**Challenge:**
Write out all the lines again, precisely as they stand, but without the images.

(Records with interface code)
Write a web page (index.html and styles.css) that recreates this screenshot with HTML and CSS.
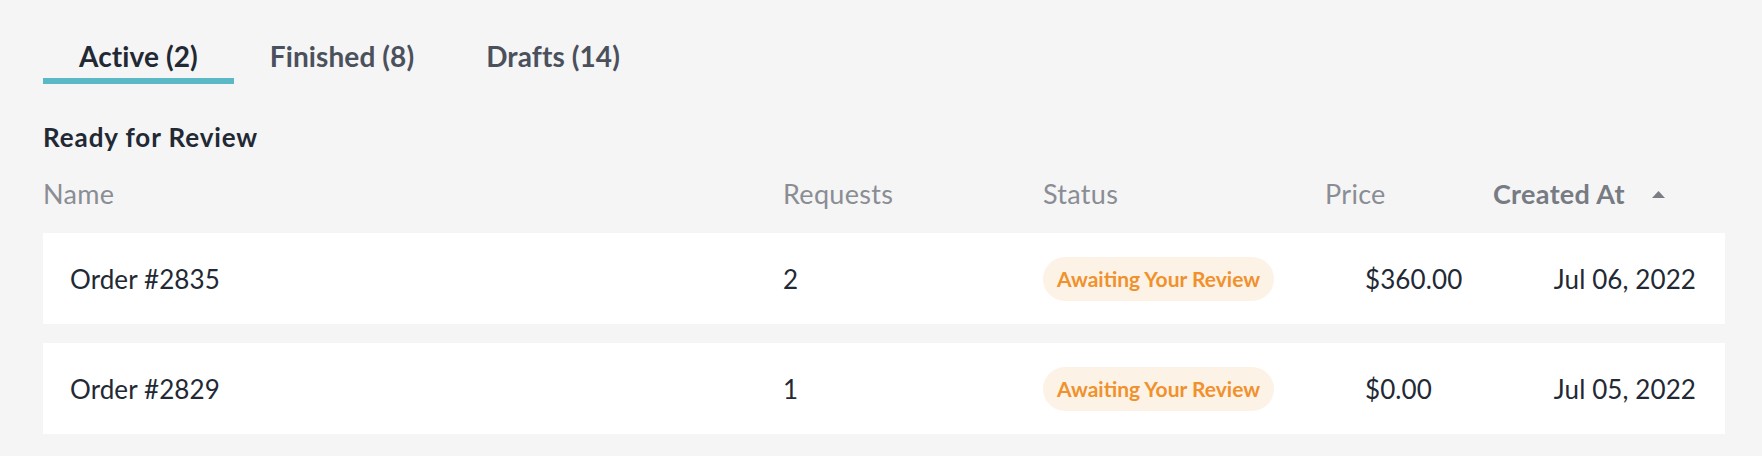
FILE: index.html
```html
<!DOCTYPE html>
<html lang="en">
<head>
<meta charset="utf-8">
<title>Orders</title>
<link rel="stylesheet" href="styles.css">
</head>
<body>
<div class="page">
  <nav class="tabs">
    <div class="tab active">Active (2)</div>
    <div class="tab">Finished (8)</div>
    <div class="tab">Drafts (14)</div>
  </nav>
  <h2 class="section-title">Ready for Review</h2>
  <div class="table">
    <div class="thead">
      <div class="th">Name</div>
      <div class="th">Requests</div>
      <div class="th">Status</div>
      <div class="th">Price</div>
      <div class="th sorted">Created At
        <svg class="sort-icon" width="13" height="7" viewBox="0 0 13 7"><path d="M6.5 0 L13 7 L0 7 Z" fill="#7a7d84"/></svg>
      </div>
    </div>
    <div class="row">
      <div class="cell name">Order #2835</div>
      <div class="cell">2</div>
      <div class="cell"><span class="badge">Awaiting Your Review</span></div>
      <div class="cell price">$360.00</div>
      <div class="cell date">Jul 06, 2022</div>
    </div>
    <div class="row">
      <div class="cell name">Order #2829</div>
      <div class="cell">1</div>
      <div class="cell"><span class="badge">Awaiting Your Review</span></div>
      <div class="cell price">$0.00</div>
      <div class="cell date">Jul 05, 2022</div>
    </div>
  </div>
</div>
</body>
</html>
```

FILE: styles.css
```css
* { box-sizing: border-box; }
html, body {
  margin: 0;
  padding: 0;
  background: #f5f5f5;
}
body {
  font-family: Lato, "Noto Sans", sans-serif;
  color: #222934;
}
.page {
  padding: 40px 37px 0 43px;
}
.tabs {
  display: flex;
}
.tab {
  font-size: 28px;
  font-weight: 700;
  letter-spacing: 0.1px;
  line-height: 32px;
  padding: 0 36px 6px;
  border-bottom: 6px solid transparent;
  color: #4b515c;
}
.tab.active {
  color: #222934;
  border-bottom-color: #5bb9c5;
}
.section-title {
  margin: 38px 0 0;
  font-size: 26px;
  font-weight: 700;
  letter-spacing: 0.9px;
  line-height: 30px;
  color: #222934;
}
.thead, .row {
  display: grid;
  grid-template-columns: 740px 260px 282px 168px 1fr;
  align-items: center;
}
.thead {
  margin-top: 27px;
  height: 30px;
  margin-bottom: 24px;
}
.th {
  font-size: 27px;
  letter-spacing: 0.3px;
  line-height: 30px;
  color: #8a8d94;
}
.th.sorted {
  font-weight: 700;
  color: #777b83;
  display: flex;
  align-items: center;
}
.sort-icon {
  margin-left: 27px;
}
.row {
  background: #ffffff;
  height: 91px;
  margin-bottom: 19px;
  font-size: 26px;
  letter-spacing: 0.1px;
}
.cell.name {
  padding-left: 27px;
}
.cell.price {
  padding-left: 40px;
}
.cell.date {
  text-align: right;
  padding-right: 29px;
}
.badge {
  display: inline-flex;
  align-items: center;
  height: 44px;
  padding: 0 14px;
  border-radius: 22px;
  background: #fdf2e6;
  color: #f0912c;
  font-size: 21px;
  font-weight: 700;
  letter-spacing: 0;
}
```
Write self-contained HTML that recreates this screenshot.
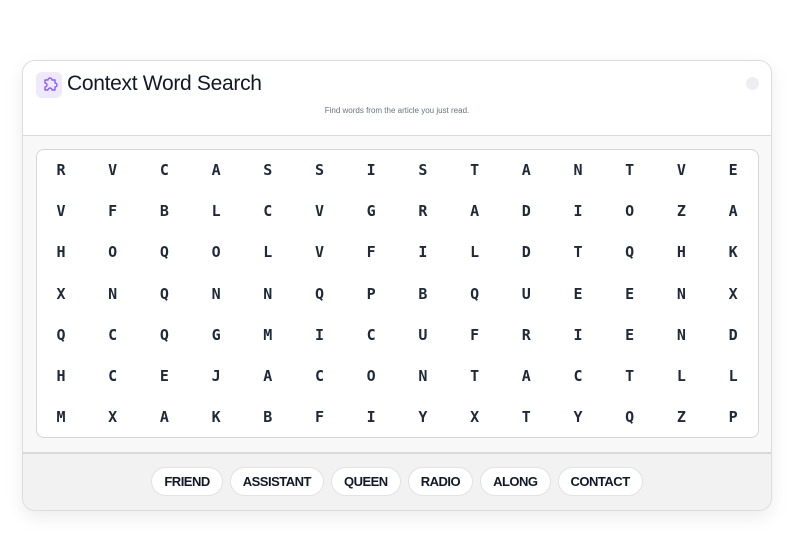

**Result of the exercise:**
Write a web page (index.html and styles.css) that recreates this screenshot with HTML and CSS.
FILE: index.html
```html
<!DOCTYPE html>
<html lang="en">
<head>
<meta charset="utf-8">
<title>Orders</title>
<link rel="stylesheet" href="styles.css">
</head>
<body>
<div class="page">
  <nav class="tabs">
    <div class="tab active">Active (2)</div>
    <div class="tab">Finished (8)</div>
    <div class="tab">Drafts (14)</div>
  </nav>
  <h2 class="section-title">Ready for Review</h2>
  <div class="table">
    <div class="thead">
      <div class="th">Name</div>
      <div class="th">Requests</div>
      <div class="th">Status</div>
      <div class="th">Price</div>
      <div class="th sorted">Created At
        <svg class="sort-icon" width="13" height="7" viewBox="0 0 13 7"><path d="M6.5 0 L13 7 L0 7 Z" fill="#7a7d84"/></svg>
      </div>
    </div>
    <div class="row">
      <div class="cell name">Order #2835</div>
      <div class="cell">2</div>
      <div class="cell"><span class="badge">Awaiting Your Review</span></div>
      <div class="cell price">$360.00</div>
      <div class="cell date">Jul 06, 2022</div>
    </div>
    <div class="row">
      <div class="cell name">Order #2829</div>
      <div class="cell">1</div>
      <div class="cell"><span class="badge">Awaiting Your Review</span></div>
      <div class="cell price">$0.00</div>
      <div class="cell date">Jul 05, 2022</div>
    </div>
  </div>
</div>
</body>
</html>
```

FILE: styles.css
```css
* { box-sizing: border-box; }
html, body {
  margin: 0;
  padding: 0;
  background: #f5f5f5;
}
body {
  font-family: Lato, "Noto Sans", sans-serif;
  color: #222934;
}
.page {
  padding: 40px 37px 0 43px;
}
.tabs {
  display: flex;
}
.tab {
  font-size: 28px;
  font-weight: 700;
  letter-spacing: 0.1px;
  line-height: 32px;
  padding: 0 36px 6px;
  border-bottom: 6px solid transparent;
  color: #4b515c;
}
.tab.active {
  color: #222934;
  border-bottom-color: #5bb9c5;
}
.section-title {
  margin: 38px 0 0;
  font-size: 26px;
  font-weight: 700;
  letter-spacing: 0.9px;
  line-height: 30px;
  color: #222934;
}
.thead, .row {
  display: grid;
  grid-template-columns: 740px 260px 282px 168px 1fr;
  align-items: center;
}
.thead {
  margin-top: 27px;
  height: 30px;
  margin-bottom: 24px;
}
.th {
  font-size: 27px;
  letter-spacing: 0.3px;
  line-height: 30px;
  color: #8a8d94;
}
.th.sorted {
  font-weight: 700;
  color: #777b83;
  display: flex;
  align-items: center;
}
.sort-icon {
  margin-left: 27px;
}
.row {
  background: #ffffff;
  height: 91px;
  margin-bottom: 19px;
  font-size: 26px;
  letter-spacing: 0.1px;
}
.cell.name {
  padding-left: 27px;
}
.cell.price {
  padding-left: 40px;
}
.cell.date {
  text-align: right;
  padding-right: 29px;
}
.badge {
  display: inline-flex;
  align-items: center;
  height: 44px;
  padding: 0 14px;
  border-radius: 22px;
  background: #fdf2e6;
  color: #f0912c;
  font-size: 21px;
  font-weight: 700;
  letter-spacing: 0;
}
```
Write self-contained HTML that recreates this screenshot.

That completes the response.